なお、第1の設定モードと第2の設定モードとの切り替えは、上記実施の形態のようなクラッチバネ144による機械的な検知機構、或いはトルクを連続的或いは断続的に検出するセンサ等による電気的な検知機構による実際の検知情報に基づいて自動で行なわれる自動式であってもよいし、或いは作業者による操作部材の手動操作によって行なわれる手動式であってもよい。また、上記実施の形態では、第2の設定モードがラッチ機構151を介して保持される場合について記載したが、ラッチ機構151を省略した場合には、検知トルクが中間トルクを上回った場合に第1の設定モードから第2の設定モードへと切り替わる一方、当該検知トルクが中間トルクを下回った場合に第2の設定モードから第1の設定モードへと切り替わる構成とされる。

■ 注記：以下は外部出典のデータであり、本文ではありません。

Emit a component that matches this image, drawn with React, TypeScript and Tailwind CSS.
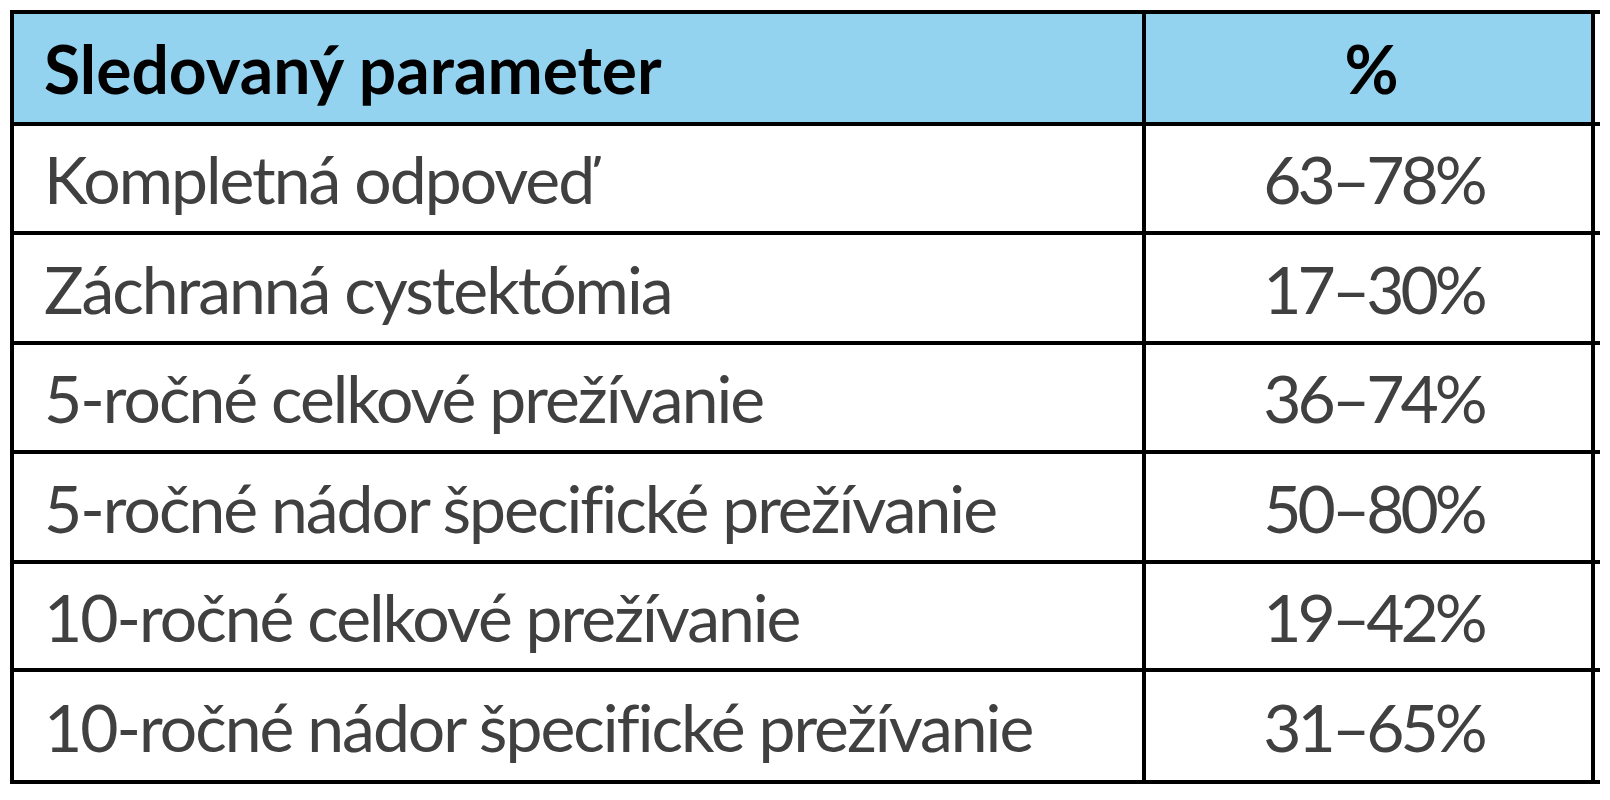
import React from "react";

const rows: { label: string; value: string; h: string }[] = [
  { label: "Kompletná odpoveď", value: "63–78%", h: "h-[109px]" },
  { label: "Záchranná cystektómia", value: "17–30%", h: "h-[110px]" },
  { label: "5-ročné celkové prežívanie", value: "36–74%", h: "h-[109px]" },
  { label: "5-ročné nádor špecifické prežívanie", value: "50–80%", h: "h-[110px]" },
  { label: "10-ročné celkové prežívanie", value: "19–42%", h: "h-[108px]" },
  { label: "10-ročné nádor špecifické prežívanie", value: "31–65%", h: "h-[112px]" },
];

export default function App() {
  return (
    <div className="w-[1610px] h-[800px] bg-white pt-[10px] pl-[10px]" style={{ fontFamily: 'Lato, "Open Sans", sans-serif' }}>
      <div className="w-[1590px] border-t-4 border-black">
        <div className="flex border-b-4 border-black h-[112px]">
          <div className="w-[1136px] border-l-4 border-r-4 border-black bg-[#93d3ef] flex items-center pl-[30px] text-[66px] font-bold text-black">
            Sledovaný parameter
          </div>
          <div className="w-[449px] border-r-4 border-black bg-[#93d3ef] flex items-center justify-center pl-[6px] text-[66px] font-bold text-black">
            %
          </div>
          <div className="w-[5px]" />
        </div>
        {rows.map((r) => (
          <div key={r.label} className={`flex border-b-4 border-black ${r.h}`}>
            <div className="w-[1136px] border-l-4 border-r-4 border-black flex items-center pl-[30px] text-[66px] text-[#404040] tracking-[-2px]">
              {r.label}
            </div>
            <div className="w-[449px] border-r-4 border-black flex items-center justify-center pl-[10px] text-[66px] text-[#404040] tracking-[-4px]">
              {r.value}
            </div>
            <div className="w-[5px]" />
          </div>
        ))}
      </div>
    </div>
  );
}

また、本実施の形態に係る変速機構117は、3軸平行式の場合で説明したが、入力軸と出力軸との2本の平行軸から構成される2軸式であっても成立する。また、ワンウェイクラッチ145を中間軸123側に設けても成立する。また、本実施の形態の変速機構117では、ギアを常時噛み合い式とする場合について記載したが、必要に応じてギアの噛み合い係合が一時的に解除されるタイプの変速機構に本発明を適用することも可能である。また、本発明では、本実施の形態のラッチ機構151、変速規制機構(切替規制機構)161、変速トルク調節機構(切替設定値調節機構)191のうちの少なくとも1つを必要に応じて適宜省略することもできる。また、本発明では、本実施の形態の摺動式噛み合いクラッチ141以外のクラッチ、例えば電磁式のクラッチ等を採用することもできる。また、本実施の形態は、充電式の丸鋸101の場合で説明したが、これに限られるものではない。丸鋸であっても、バッテリの代わりにAC電源を用いる形式の丸鋸、あるいは図示のような手持式のほか、ベースに設置されたテーブル上に被加工材を載せて切断作業を行なう卓上丸鋸や卓上スライド丸鋸に適用できるし、木工用、金工用、窯業用或いはプラスチック用のいずれにも適用することが可能である。この場合、鋸刃として、チップソー、ノコ刃、切断砥石、ダイヤモンドホイールなどを用いることが可能である。